The treachery of the Cedar City settlers remains the most astonishing and violent episode in the history of Utah. There is no dispute over the brutality and tragedy of their actions. Some facts, however, remain contested. The most important of those is what role the institutional LDS Church, i.e., Mormon Prophet Brigham Young, located 250 miles away in Salt Lake City, played in these events.

Some historians have concluded that Brigham Young was directly culpable in the massacre, arguing that nothing happened in Utah without his say-so. That argument is naive on its face. The most powerful dictator in the world could not control all events in his kingdom, if his kingdom was a sprawling desert the size of territorial Utah, bereft of the tools of rapid communication. If Brigham Young is to be implicated in this fiasco, there must be greater evidence than the accusation of near-magical powers of far-reaching control.

And yet almost all of the real evidence on the question points in the other direction. For example, responding immediately to a less-than-forthright missive from the Cedar City leaders, Young sent a message directing that “we must not meddle with them . . . if those who are there will leave, let them go in peace.” That message, sent on September 10, arrived two days too late. While some historians continue to argue that Brigham Young had his hand in the massacre, the majority of inquiries on this question have arrived at the opposite conclusion. Judging from the most reliable historical evidence, the Mountain Meadows Massacre was most likely the responsibility of a few paranoid and violent Mormons who lived in the Southwest corner of Utah.

Two questions remain. First, what does this teach us about Mormonism? It means that some Mormons, like subsets of most groups in history, were capable of horrible things when brought under the grip of insecurity and xenophobia. It means that evil may strike wherever humanity is found. It is hard to find any meaning beyond that. While some have attempted to locate the massacre within a framework of Mormon doctrine, these attempts necessarily ignore the actual events in question. Setting aside any ideological justifications for violence you might find within Mormonism (every ideology has such justifications), there was little such doctrine involved in these killings, and none of the perpetrators appear to have been religiously motivated.* Yes, there was an ecclesiastical chain of command being followed by Mormons trained to submit to authority, but the underlying motives were quite independent of theology. These were people driven by hatred, paranoia, and fear– of outsiders, of losing another homeland, and of getting caught. In other words, it is much easier to locate the massacre within the tragically commonplace weaknesses of humans generally, than within any strain of Mormon theology, despite the crude renderings of Brigham Young’s teachings reportedly depicted by the film. To summarize, the Mountain Meadows Massacre means almost nothing at all about modern Mormonism, except that it offers some proof that Mormons are humans, and are a mixed bag at that. (It also bears noting that the Mormon Church has expressed deep regret over this episode and erected a monument on the site, hoping to bring some comfort to the descendants of the victims.)

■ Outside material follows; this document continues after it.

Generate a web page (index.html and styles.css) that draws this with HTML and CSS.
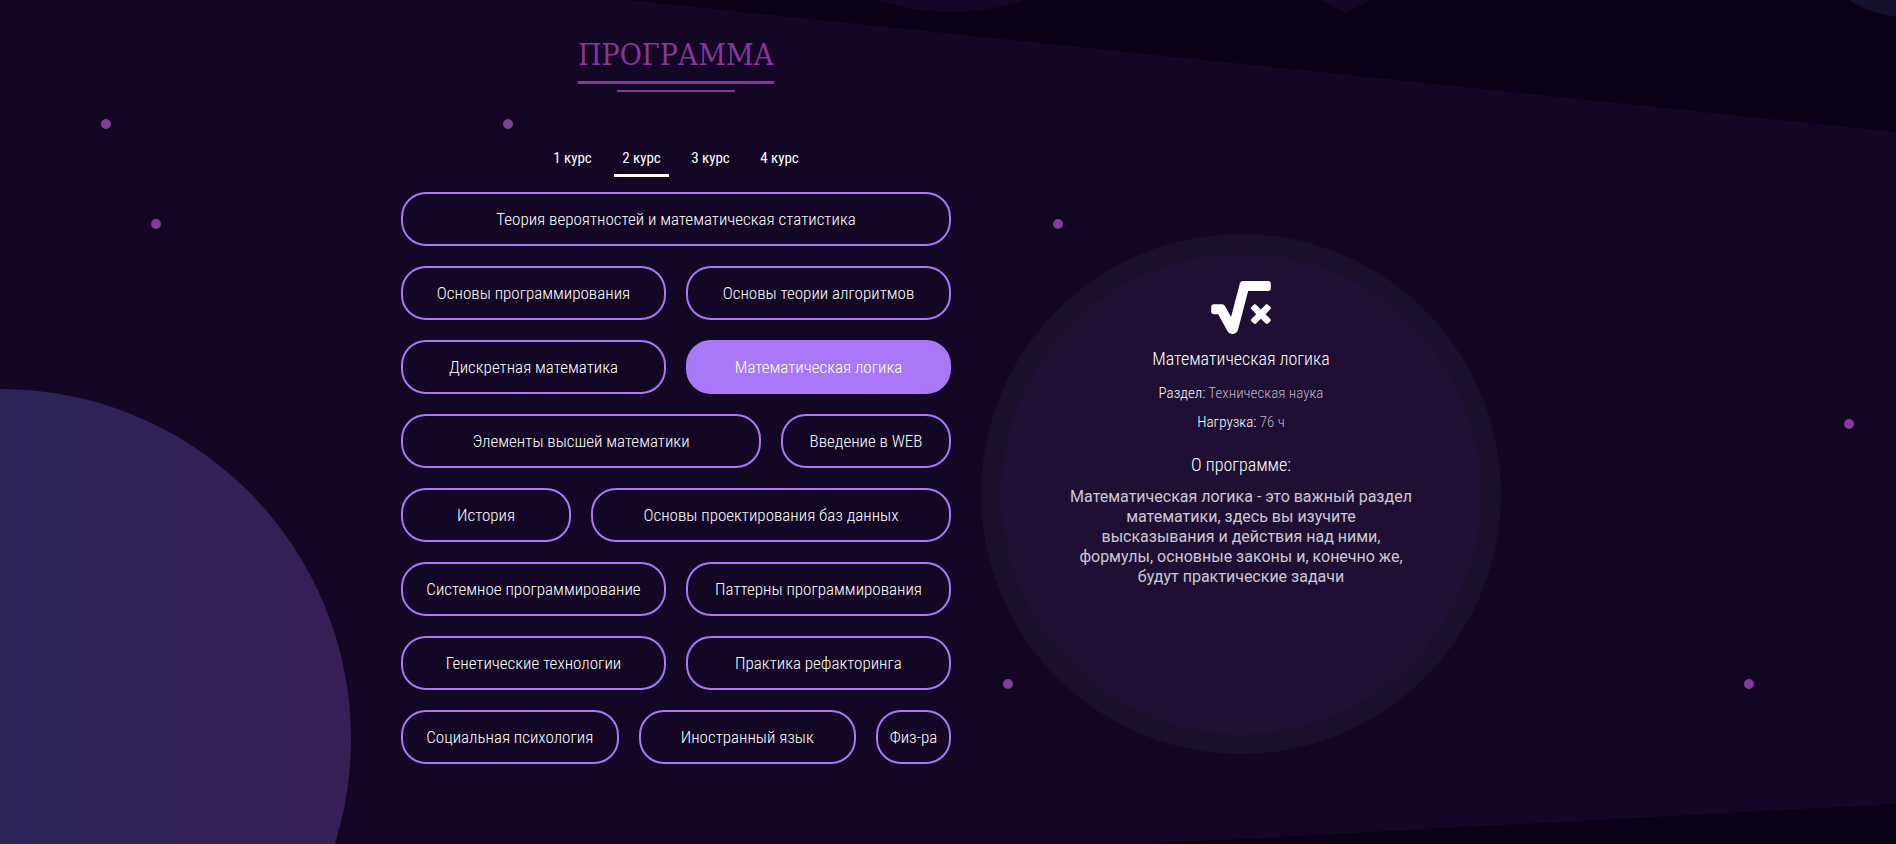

The final question is this: What does the Mountain Meadows Massacre say about Mitt Romney? The premise of the question is so tenuous that one has to grasp at straws even to formulate an answer. The massacre episode means that Mitt Romney belongs to a religion that at one single time in its 177-year history saw a group of its members overcome by violent passion, with gruesome results. That religion carries a blemish from the behavior of those men, but when the blemish is viewed in context with the lives of the throng of others who have shared the same religion, it recedes almost completely from view. In the ocean of goodness and moral uprightness exemplified, or at least sought for, by the members of this faith, that massacre, though significant, adds up to only a drop.

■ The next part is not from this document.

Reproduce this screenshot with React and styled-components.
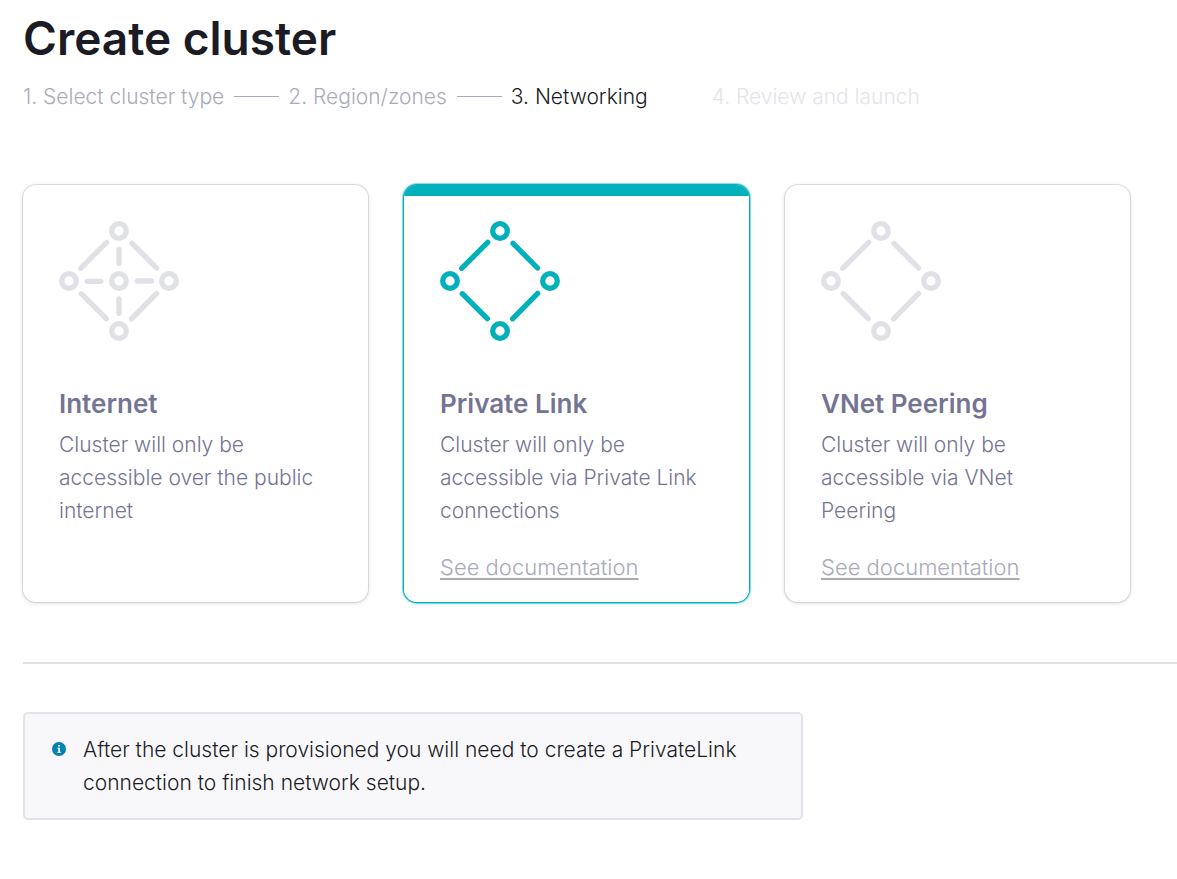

But more importantly, the question of how good/dangerous Mormons really are is not one that reveals anything about Mitt Romney. Do you have a brother or parent or cousin whose actions you hope not to be implicated in, by mere association? Imagine if it were a grandparent or uncle or aunt that someone wanted to make you answer for. Then imagine if it were a great-great grandparent. Instead, what if it were someone wholly unrelated, but who shared some or your beliefs, and happened to live some 150 years ago. Would you be right to complain if someone slurred you with the acts of that person?

Just as you are not responsible for the evils committed by members of your faith hundreds of years in the past, Mitt Romney is not responsible for the acts of homesteaders in Utah over a century and a half ago. His record, biography and character are very much in the present, and provide all that any voter needs to make an educated evaluation. The Mountain Meadows Massacre is a sad chapter in the long book of Mormonism’s past, but it is only one chapter, and it is past.

*A knowledgeable correspondent suggests a caveat to this statement. While there is no reason to think that the settlers relied on actual Mormon doctrines in committing their crimes, it is important to note that the massacre took place at a time in Utah history referred to by historians as the Reformation. The Reformation consisted of attempts by the Church to encourage its membership to greater piety on many aspects of their behavior. Some sermons during this movement even suggested that the unrepentant should be expelled from the Saints’ communities. The generalized atmosphere of hyper-devoutness and suspicion of the unfaithful that pervaded this period could have played a part in the motivations of the massacre’s perpetrators, although that influence, if any, is hard to track and was not specifically referenced by the relevant actors. In short, a generalized feeling of pious fervor could have played some role, but no evidence suggests that any doctrine or exhortation was used as justification.